**INSTRUCTION**
Give back the full listing, character for character, with no pictures.

**COLLECTED DATA**
══════════════════════════════
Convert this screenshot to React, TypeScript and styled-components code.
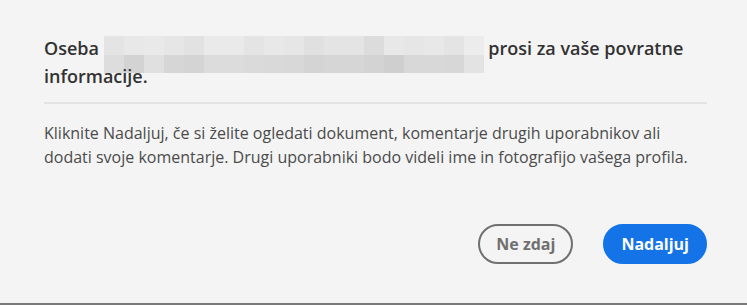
import styled, { createGlobalStyle } from "styled-components";

const GlobalStyle = createGlobalStyle`
  html, body {
    margin: 0;
    padding: 0;
    background: #f4f4f4;
  }
  body {
    font-family: "Open Sans", "Noto Sans", sans-serif;
  }
`;

// redacted name, two rows of mosaic tiles
const topRow = [
  "#e4e4e4", "#e8e8e8", "#e9e9e9", "#e6e6e6", "#e2e2e2", "#eaeaea", "#eaeaea", "#e4e4e4", "#e8e8e8", "#e6e6e6",
  "#e0e0e0", "#e4e4e4", "#e4e4e4", "#dcdcdc", "#e8e8e8", "#e6e6e6", "#e8e8e8", "#e4e4e4", "#ececec",
];
const bottomRow = [
  "#dddddd", "#d3d3d3", "#e0e0e0", "#d6d6d6", "#d4d4d4", "#dcdcdc", "#dcdcdc", "#dadada", "#d9d9d9", "#d8d8d8",
  "#d4d4d4", "#d6d6d6", "#d6d6d6", "#d3d3d3", "#cfcfcf", "#d8d8d8", "#d8d8d8", "#d7d7d7", "#e3e3e3",
];

export default function App() {
  return (
    <>
      <GlobalStyle />
      <Dialog>
        <Title>
          Oseba{" "}
          <Mosaic>
            {[...topRow, ...bottomRow].map((c, i) => (
              <Tile key={i} $color={c} />
            ))}
          </Mosaic>{" "}
          prosi za vaše povratne informacije.
        </Title>
        <Divider />
        <Body>
          Kliknite Nadaljuj, če si želite ogledati dokument, komentarje drugih uporabnikov ali
          <br />
          dodati svoje komentarje. Drugi uporabniki bodo videli ime in fotografijo vašega profila.
        </Body>
        <Footer>
          <Button $variant="secondary">Ne zdaj</Button>
          <Button $variant="primary">Nadaljuj</Button>
        </Footer>
      </Dialog>
    </>
  );
}

const Dialog = styled.div`
  box-sizing: border-box;
  height: 305px;
  display: flex;
  flex-direction: column;
  padding: 35px 40px 0 44px;
  background: #f4f4f4;
  border-bottom: 2px solid #7a7a7a;
`;

const Title = styled.h1`
  margin: 0;
  font-size: 18px;
  line-height: 26px;
  font-weight: 600;
  color: #323232;
`;

const Mosaic = styled.span`
  display: inline-grid;
  grid-template-columns: repeat(19, 20px);
  grid-template-rows: 19px 18px;
  vertical-align: baseline;
  margin: -12px 0 -10px;
`;

const Tile = styled.span<{ $color: string }>`
  background: ${(p) => p.$color};
`;

const Divider = styled.div`
  height: 2px;
  margin-top: 13px;
  background: #e3e3e3;
`;

const Body = styled.p`
  margin: 17px 0 0;
  font-size: 16px;
  line-height: 24px;
  color: #4b4b4b;
  white-space: nowrap;
`;

const Footer = styled.div`
  margin-top: auto;
  padding-bottom: 39px;
  display: flex;
  justify-content: flex-end;
  gap: 30px;
`;

const Button = styled.button<{ $variant: "primary" | "secondary" }>`
  box-sizing: border-box;
  height: 40px;
  padding: 0 16px;
  border-radius: 20px;
  font-family: inherit;
  font-size: 16px;
  font-weight: 700;
  border: 2px solid ${(p) => (p.$variant === "primary" ? "#1473e6" : "#707070")};
  background: ${(p) => (p.$variant === "primary" ? "#1473e6" : "transparent")};
  color: ${(p) => (p.$variant === "primary" ? "#ffffff" : "#707070")};
  cursor: pointer;
`;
══════════════════════════════
**RESPONSE BELOW**
Convert this screenshot to React, TypeScript and styled-components code.
import styled, { createGlobalStyle } from "styled-components";

const GlobalStyle = createGlobalStyle`
  html, body {
    margin: 0;
    padding: 0;
    background: #f4f4f4;
  }
  body {
    font-family: "Open Sans", "Noto Sans", sans-serif;
  }
`;

// redacted name, two rows of mosaic tiles
const topRow = [
  "#e4e4e4", "#e8e8e8", "#e9e9e9", "#e6e6e6", "#e2e2e2", "#eaeaea", "#eaeaea", "#e4e4e4", "#e8e8e8", "#e6e6e6",
  "#e0e0e0", "#e4e4e4", "#e4e4e4", "#dcdcdc", "#e8e8e8", "#e6e6e6", "#e8e8e8", "#e4e4e4", "#ececec",
];
const bottomRow = [
  "#dddddd", "#d3d3d3", "#e0e0e0", "#d6d6d6", "#d4d4d4", "#dcdcdc", "#dcdcdc", "#dadada", "#d9d9d9", "#d8d8d8",
  "#d4d4d4", "#d6d6d6", "#d6d6d6", "#d3d3d3", "#cfcfcf", "#d8d8d8", "#d8d8d8", "#d7d7d7", "#e3e3e3",
];

export default function App() {
  return (
    <>
      <GlobalStyle />
      <Dialog>
        <Title>
          Oseba{" "}
          <Mosaic>
            {[...topRow, ...bottomRow].map((c, i) => (
              <Tile key={i} $color={c} />
            ))}
          </Mosaic>{" "}
          prosi za vaše povratne informacije.
        </Title>
        <Divider />
        <Body>
          Kliknite Nadaljuj, če si želite ogledati dokument, komentarje drugih uporabnikov ali
          <br />
          dodati svoje komentarje. Drugi uporabniki bodo videli ime in fotografijo vašega profila.
        </Body>
        <Footer>
          <Button $variant="secondary">Ne zdaj</Button>
          <Button $variant="primary">Nadaljuj</Button>
        </Footer>
      </Dialog>
    </>
  );
}

const Dialog = styled.div`
  box-sizing: border-box;
  height: 305px;
  display: flex;
  flex-direction: column;
  padding: 35px 40px 0 44px;
  background: #f4f4f4;
  border-bottom: 2px solid #7a7a7a;
`;

const Title = styled.h1`
  margin: 0;
  font-size: 18px;
  line-height: 26px;
  font-weight: 600;
  color: #323232;
`;

const Mosaic = styled.span`
  display: inline-grid;
  grid-template-columns: repeat(19, 20px);
  grid-template-rows: 19px 18px;
  vertical-align: baseline;
  margin: -12px 0 -10px;
`;

const Tile = styled.span<{ $color: string }>`
  background: ${(p) => p.$color};
`;

const Divider = styled.div`
  height: 2px;
  margin-top: 13px;
  background: #e3e3e3;
`;

const Body = styled.p`
  margin: 17px 0 0;
  font-size: 16px;
  line-height: 24px;
  color: #4b4b4b;
  white-space: nowrap;
`;

const Footer = styled.div`
  margin-top: auto;
  padding-bottom: 39px;
  display: flex;
  justify-content: flex-end;
  gap: 30px;
`;

const Button = styled.button<{ $variant: "primary" | "secondary" }>`
  box-sizing: border-box;
  height: 40px;
  padding: 0 16px;
  border-radius: 20px;
  font-family: inherit;
  font-size: 16px;
  font-weight: 700;
  border: 2px solid ${(p) => (p.$variant === "primary" ? "#1473e6" : "#707070")};
  background: ${(p) => (p.$variant === "primary" ? "#1473e6" : "transparent")};
  color: ${(p) => (p.$variant === "primary" ? "#ffffff" : "#707070")};
  cursor: pointer;
`;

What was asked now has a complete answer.